Well, just because something replicates a medical like... There's a huge conversation that I don't think we have nearly enough in our workspaces about the impact of a design and how it can send a signal of being a patient or needing help or needing... The design itself indicates the relationship, especially as a signal to people around us of a device that looks like a medical device maybe indicates something different than a prosthetic that is expressive and beautiful, something that's... I remember seeing this prosthetic arm that was leather and gold painted on it, and look nothing like trying to replicate a human arm.

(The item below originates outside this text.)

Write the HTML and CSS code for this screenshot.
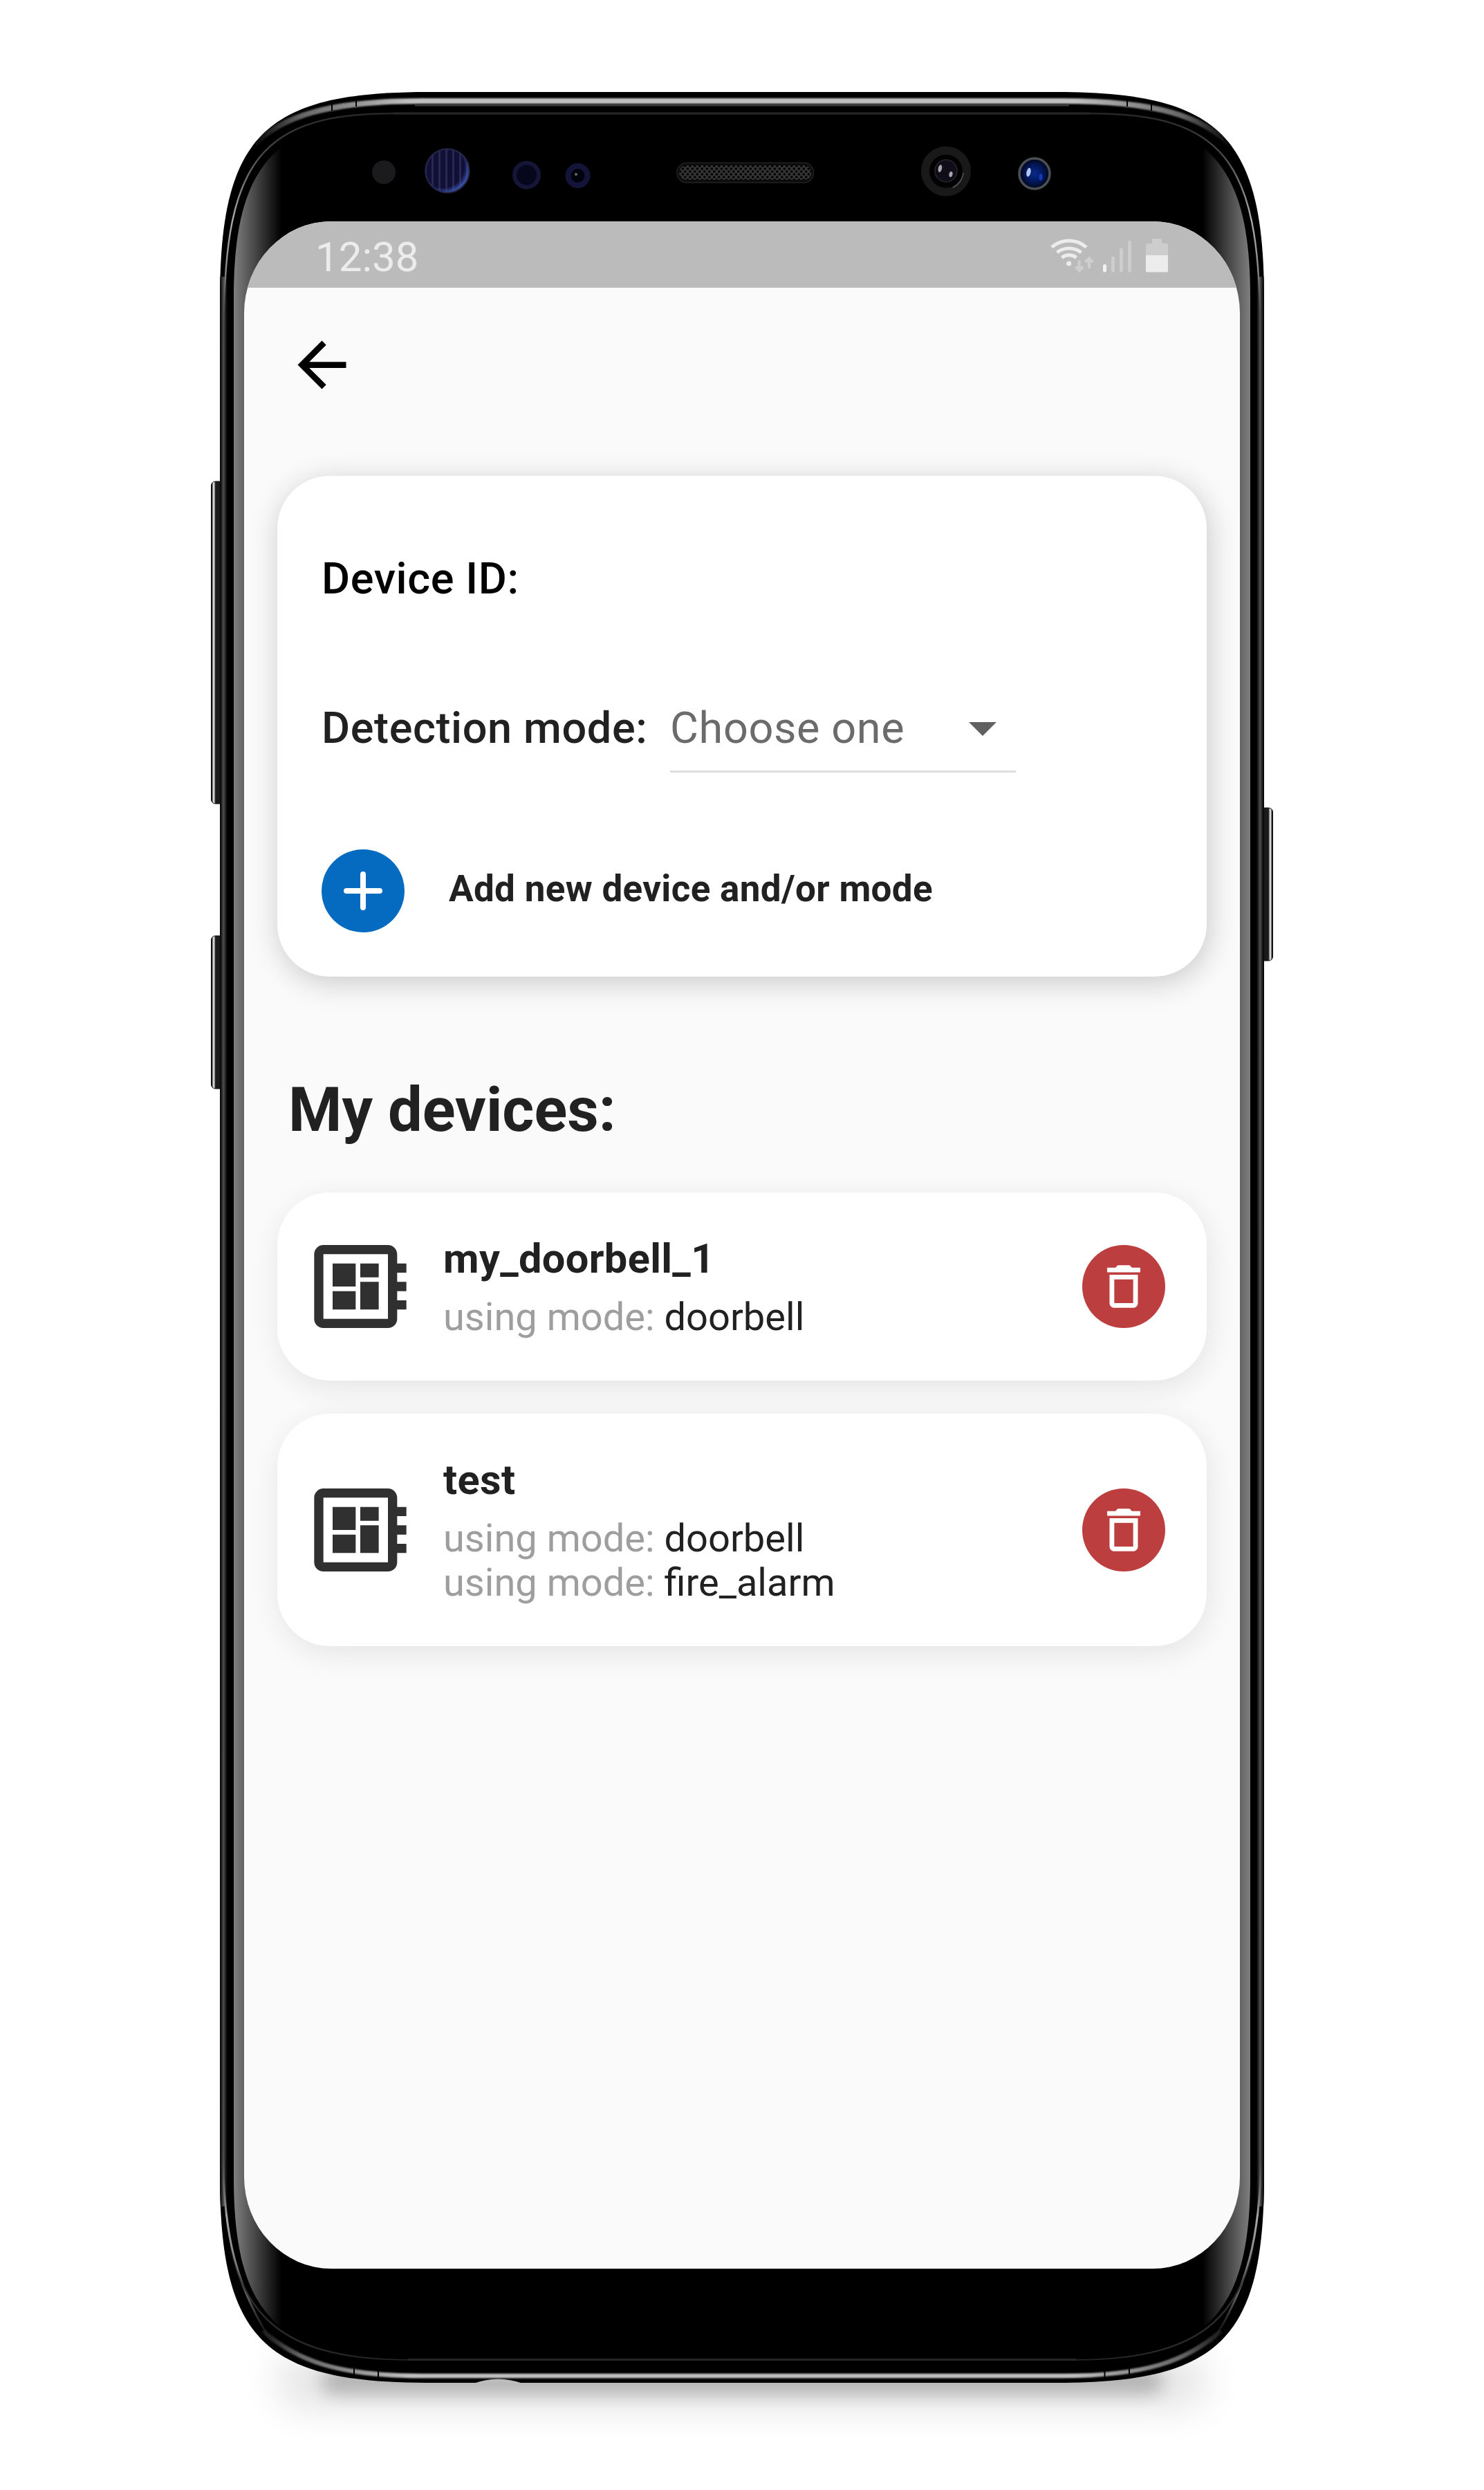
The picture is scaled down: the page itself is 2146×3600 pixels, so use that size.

It was an expression of a person in a way that was very personal. I just always thought about that matching up of between a human and the technology that's pretty intimate to each of us is a place where a lot of art and beauty could happen if we thought about it through a human lens as opposed through a medical lens. Then I also was really excited about the idea. This is the time where bio tech growing bone, growing... It was just one of those times in the field where there was a lot of what if, what could we create through the mediums that maybe are less rigid and more fluid instead of-
Huge ethical questions that were coming up at that time. This is during the first tech, boom, mid 90s. It was also a time where a lot of my peers were heading straight to a start up, quitting school for six-figure jobs. I've always been a... I'm not a Luddite, but I'm definitely old school at heart. But if you make something, you make it so it's built to last, and understanding the very basic material level, how something works, was really interesting to me. That's to say that that was the depth of my nerdiness at that time, which still, of course is part of who I am.